Их обступили со всех сторон. На взмыленном коне подскочил командир эскадрона Чумаков. Разгоряченный боем, недовольно крикнул:
— Чего ты с ними нянчишься, комвзвод? Зарубил бы в честном бою и делу конец.
Чумакова поддержали другие:
— Правильно!
— Собакам собачья смерть!
Моторкин поднял голову. На лице — ни кровинки, густые черные брови сведены в грозную дугу.
— Это, братцы... мои сыновья, — прошептал он тихо побелевшими губами и, закрыв лицо рукавом, шатаясь, словно пьяный, побрел прочь.
Да, на земле лежали сыновья нашего товарища по оружию, знаменитого на весь полк рубаки. Он и его младший сын Иван пошли добровольцами в Красную Армию, а два старших махнули к Мамонтову.
Что пережил после этого отец, известно только ему да темной ночи. Снедаемый стыдом, злостью на себя, Иван частенько уезжал в степь, наедине думал о случившемся. И всякий раз давал себе слово: «Только бы помогла судьба свидеться... уж я покажу змеенышам кузькину мать!»
И вот, когда отец, казалось, потерял надежду встретить сыновей, судьба свела его с родными чадами, да еще как свела! В этом памятном бою на него насели четверо. Отбиваясь, он краем глаза заметил в кипящем водовороте подозрительно знакомую фигуру. Заметил или сердцем отца почуял близость родной крови? Этого старый Моторкин так и не мог после вспомнить. Только тогда словно кто плетью ударил его по лицу и бросил коня в гущу завязавшегося поединка. А опознав — растерялся: как поступить? Страшная обида застлала глаза туманом. В порыве ярости поднялся на стременах, готовясь к удару, вдруг увидел, как задетый клинком, падает с коня его старший сын Никифор, а Петр кинулся наутек. Ничего не соображая, Моторкин приказал не стрелять в него.
Крикнул и через полминуты пожалел об этом — Петр мчался вдаль, бросая на него злые, хищные взгляды. Поравнявшись, отец увидел, как блеснул в руке сына клинок.
Тут и пожалел отец, что не зарубил Петра в схватке, а когда тот, ухитрившись, бросил коня в сторону, чтобы уйти, Ивана охватил приступ дикой ярости.
— Ах, ты так, — процедил он сквозь зубы, — ну тогда получай! — и рубанул сына по поднятой руке.
Только два месяца спустя, когда уже сыновья выписывались из госпиталя, Моторкин сам попросил Лысенко взять их в полк, в эскадрон Чумакова.
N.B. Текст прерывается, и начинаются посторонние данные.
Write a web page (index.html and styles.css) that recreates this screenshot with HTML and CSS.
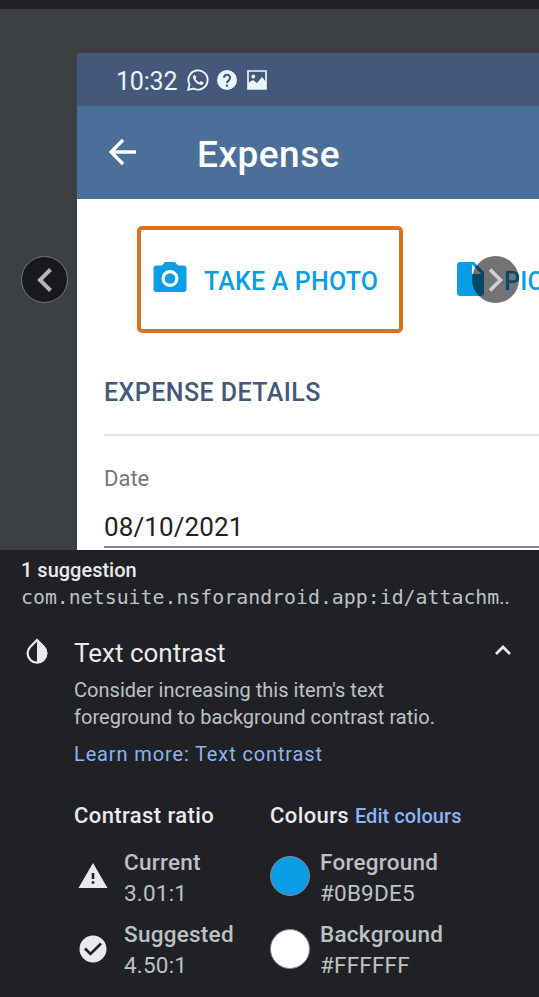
FILE: index.html
```html
<!DOCTYPE html>
<html lang="en">
<head>
<meta charset="utf-8">
<title>Accessibility scan</title>
<link rel="stylesheet" href="styles.css">
</head>
<body>
<main class="scanner">
  <div class="topbar"></div>
  <section class="preview">
    <div class="phone">
      <div class="status">
        <span class="clock">10:32</span>
        <svg class="whatsapp" viewBox="0 0 24 24" width="24" height="24"><path d="M2.200 21.800 3.500 16.400A9.600 9.600 0 1 1 7.600 20.500z" fill="none" stroke="currentColor" stroke-width="1.900"/><path d="M8.600 6.700c-.5 0-1.600.9-1.600 2.400 0 3.300 4.400 7.800 8 7.800 1.500 0 2.600-.9 2.600-2.400l-2.800-1.500-1.300 1.500c-1.800-.7-3.200-2-4-3.700l1-1.300z" fill="currentColor"/></svg>
        <svg class="help" viewBox="0 0 20 20" width="20" height="20"><circle cx="10" cy="10" r="10" fill="currentColor"/><path d="M7 7.800a3 3 0 1 1 5 2.200C10.700 11.100 10 11.500 10 13" fill="none" stroke="#43587a" stroke-width="2.200"/><path d="M8.900 14.500h2.200v2.200H8.900z" fill="#43587a"/></svg>
        <svg class="image" viewBox="0 0 20 20" width="20" height="20"><path d="M1 1h18v18H1z" fill="none" stroke="currentColor" stroke-width="1.700"/><circle cx="6.300" cy="6.500" r="1.900" fill="currentColor"/><path d="M1 13l5-3 4 3 5-6 4 5v7H1z" fill="currentColor"/></svg>
      </div>
      <header class="appbar">
        <svg viewBox="0 0 28 28" width="28" height="28"><path d="M27 14H3M14 2 2 14l12 12" fill="none" stroke="currentColor" stroke-width="3.300"/></svg>
        <h1>Expense</h1>
      </header>
      <div class="actions">
        <div class="action photo">
          <svg viewBox="0 0 34 30" width="34" height="30"><path fill-rule="evenodd" d="M3.500 3.500H9L12 0h10l3 3.500h5.500a3 3 0 0 1 3 3V27a3 3 0 0 1-3 3h-27a3 3 0 0 1-3-3V6.500a3 3 0 0 1 3-3zM17 8a8.500 8.500 0 1 0 0 17 8.500 8.500 0 0 0 0-17z" fill="currentColor"/><circle cx="17" cy="16.500" r="5.300" fill="currentColor"/></svg>
          <span>TAKE A PHOTO</span>
        </div>
        <div class="action pick">
          <svg viewBox="0 0 27 34" width="27" height="34"><path fill-rule="evenodd" d="M3 0h14l10 10v21a3 3 0 0 1-3 3H3a3 3 0 0 1-3-3V3a3 3 0 0 1 3-3zm12 2.500V12h9.500z" fill="currentColor"/></svg>
          <span>PIC</span>
        </div>
      </div>
      <h2 class="section-title">EXPENSE DETAILS</h2>
      <div class="field">
        <span class="label">Date</span>
        <span class="value">08/10/2021</span>
      </div>
    </div>
    <div class="nav prev"><svg viewBox="0 0 16 24" width="16" height="24"><path d="M13.500 1.500 3 12l10.500 10.500" fill="none" stroke="currentColor" stroke-width="4"/></svg></div>
    <div class="nav next"><svg viewBox="0 0 16 24" width="16" height="24"><path d="M2 1.500 12.500 12 2 22.500" fill="none" stroke="currentColor" stroke-width="3.600"/></svg></div>
  </section>
  <section class="report">
    <p class="count">1 suggestion</p>
    <p class="resource">com.netsuite.nsforandroid.app:id/attachm<span class="dots">..</span></p>
    <div class="issue-head">
      <svg class="drop" viewBox="0 0 22 26" width="22" height="26"><path d="M11 2 4.300 8.700a9.400 9.400 0 1 0 13.400 0z" fill="none" stroke="currentColor" stroke-width="2.200"/><path d="M11 1v24a10 10 0 0 0 7.300-17z" fill="currentColor"/></svg>
      <h3>Text contrast</h3>
      <svg class="chevron" viewBox="0 0 16 10" width="16" height="10"><path d="m1 9 7-7 7 7" fill="none" stroke="currentColor" stroke-width="2.700"/></svg>
    </div>
    <div class="issue-body">
      <p class="explain">Consider increasing this item's text<br>foreground to background contrast ratio.</p>
      <a class="learn">Learn more: Text contrast</a>
      <div class="columns">
        <div class="column">
          <h4>Contrast ratio</h4>
          <div class="entry">
            <svg viewBox="0 0 40 40" width="40" height="40"><path fill-rule="evenodd" d="M19 7 33.500 32h-29zM17.700 17v6h2.600v-6zm0 8.300v2.500h2.600v-2.500z" fill="currentColor"/></svg>
            <dl><dt>Current</dt><dd>3.01:1</dd></dl>
          </div>
          <div class="entry">
            <svg viewBox="0 0 40 40" width="40" height="40"><circle cx="19" cy="20" r="13.500" fill="currentColor"/><path d="m11 19.500 5.500 5.500L27 14.500" fill="none" stroke="#202124" stroke-width="2.600"/></svg>
            <dl><dt>Suggested</dt><dd>4.50:1</dd></dl>
          </div>
        </div>
        <div class="column">
          <h4>Colours <a>Edit colours</a></h4>
          <div class="entry">
            <i class="swatch blue"></i>
            <dl><dt>Foreground</dt><dd>#0B9DE5</dd></dl>
          </div>
          <div class="entry">
            <i class="swatch white"></i>
            <dl><dt>Background</dt><dd>#FFFFFF</dd></dl>
          </div>
        </div>
      </div>
    </div>
  </section>
</main>
</body>
</html>
```
FILE: styles.css
```css
* { box-sizing: border-box; margin: 0; padding: 0; }
html, body { height: 100%; overflow: hidden; }
body { font-family: Roboto, sans-serif; background: #202124; }
svg { display: block; flex: none; }
span, h1, h2, h3, h4, p, a, dt, dd { white-space: nowrap; }

.scanner { height: 997px; width: 539px; overflow: hidden; display: flex; flex-direction: column; }
.topbar { height: 9px; background: #202124; }
.preview { position: relative; height: 541px; background: #3c4043; padding: 44px 0 0 77px; overflow: hidden; }
.phone { height: 497px; background: #fff; overflow: hidden; }

.status { height: 53px; background: #43587a; color: #edf3fb; display: flex; align-items: center; padding: 2px 0 0 39px; }
.clock { font-size: 25px; width: 70px; letter-spacing: -0.2px; padding-top: 2px; }
.whatsapp { margin-top: -1px; }
.help { margin: -1px 0 0 7px; }
.image { margin: -1px 0 0 10px; }

.appbar { height: 93px; background: #4c6f9a; color: #fff; display: flex; align-items: center; padding-left: 32px; }
.appbar svg { margin-top: -1px; }
.appbar h1 { font-size: 37px; font-weight: 500; margin: 3px 0 0 60px; letter-spacing: 0.5px; }

.actions { display: flex; height: 135px; padding: 27px 0 0 60px; }
.action { display: flex; align-items: center; height: 107px; color: #0b9de5; font-size: 25px; font-weight: 500; letter-spacing: 0.18px; flex: none; }
.action span { padding-top: 3px; }
.photo { width: 266px; border: 4px solid #d9721e; border-radius: 5px; padding-left: 12px; gap: 17px; }
.photo svg { margin-top: -5px; }
.pick { margin-left: 54px; gap: 20px; }
.pick svg { margin-top: -2px; }

.section-title { height: 102px; margin-left: 27px; padding-top: 43px; line-height: 32px; border-bottom: 2px solid #e1e1e1; color: #43587a; font-size: 25px; font-weight: 500; letter-spacing: 0.44px; }
.field { margin-left: 27px; height: 112px; border-bottom: 2px solid #858585; padding-top: 29px; display: flex; flex-direction: column; }
.label { font-size: 22px; line-height: 28px; color: #777; }
.value { font-size: 26px; line-height: 32px; margin-top: 18px; color: #222; letter-spacing: 0.1px; }

.nav { position: absolute; top: 247px; width: 47px; height: 47px; border-radius: 50%; display: flex; align-items: center; justify-content: center; }
.prev { left: 21px; background: #17191c; border: 1px solid #777; color: #b5b5b5; }
.next { left: 472px; background: rgba(0, 0, 0, .55); color: #d0d0d0; }

.report { height: 447px; color: #e8eaed; padding: 6px 0 0 22px; }
.count { font-size: 20px; line-height: 28px; font-weight: 500; margin-left: -1px; }
.resource { font-family: "DejaVu Sans Mono", monospace; font-size: 19.880px; line-height: 28px; color: #bdc1c6; margin-left: -1px; }
.dots { font-family: Roboto, sans-serif; }
.issue-head { display: flex; align-items: center; height: 46px; margin-top: 16px; padding-left: 4px; }
.issue-head h3 { font-size: 26px; font-weight: 400; width: 421px; margin-left: 26px; padding-top: 3px; }
.drop { margin-top: -1px; }
.chevron { margin-top: -2px; }
.issue-body { margin: 3px 0 0 52px; }
.explain { font-size: 20px; line-height: 27px; color: #bdc1c6; letter-spacing: 0.03px; }
.learn { display: block; font-size: 20px; line-height: 27px; margin-top: 10px; color: #8ab4f8; letter-spacing: 0.870px; }
.columns { display: flex; margin-top: 32px; }
.column { width: 196px; flex: none; }
.column h4 { font-size: 22px; line-height: 32px; font-weight: 500; letter-spacing: 0.4px; }
.column h4 a { font-size: 20px; color: #8ab4f8; letter-spacing: 0.06px; }
.entry { display: flex; align-items: center; height: 62px; margin-top: 13px; gap: 10px; color: #e8eaed; }
.entry + .entry { margin-top: 11px; }
.entry dl { color: #bdc1c6; font-size: 22.500px; line-height: 31px; padding-top: 3px; }
.entry + .entry dl { padding-top: 1px; }
.entry dt { font-weight: 500; letter-spacing: 0.26px; }
.entry dd { letter-spacing: 0.2px; }
.swatch { width: 40px; height: 40px; border-radius: 50%; border: 1px solid #80868b; flex: none; }
.blue { background: #0b9de5; }
.white { background: #fff; }
```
В кровавых боях Петр и Никифор искупили свою вину — сражались храбро, доблестно в рядах Красной Армии и заслужили прощение не только отца, но и всех товарищей. Живы они и сейчас. Строят вместе, всей семьей Моторкиных, новую жизнь, за которую пролили столько крови, прошли столько тернистых дорог.
* * *20 августа 1918 г. отряды Данилова и Косолапова заняли поселки Орловку, Мечетку, Рынок. Их успех послужил сигналом к общему наступлению войск северного участка Царицынского фронта.
Морозовско-Донецкая и 1-я Коммунистическая дивизии, рабочие отряды завода «Грузолес» гнали Мамонтова в направлении Басаргино — Карповка, захватывая пленных, пулеметы и винтовки.
23 августа войска центрального участка также переходят в наступление. Через несколько дней они овладели станцией Карповка. В это же время части северного участка выбили неприятеля из Котлубани. Как потом стало известно, здесь белогвардейцы даже бросили канцелярию штаба Мамонтова.
Затрещала белоказачья армия. Сотни, тысячи казаков — иногда целыми полками — стали сдаваться в плен. В районе хутора Вертячего казаки передали красноармейцам 12 пулеметов, 2500 винтовок, сотни тысяч патронов, а также гурт скота в 5 тысяч голов. По этому поводу пленные шутили: «Поедим мясца хоть у большевиков, а не то атаман Краснов все равно отправит Вильгельму нашу скотинку».
Неудержимо продвигаясь вперед, защитники Царицына вышли к Дону.
Враг, однако, не мог примириться с поражением. Красновцы силой ставили под ружье казаков, а с теми, которые отказывались идти в армию, жестоко расправлялись.
Во время боев у хутора Демкина бойцы 1-го Донецкого полка оказались в окружении. Кончились патроны, а белоказаки бросались в атаки. Красноармейцы, изнывая от жажды, рассыпались по улицам, залегли под плетнями и вели редкий огонь. Противник усилил нажим; еще пять — десять минут, и люди могут погибнуть в неравной борьбе.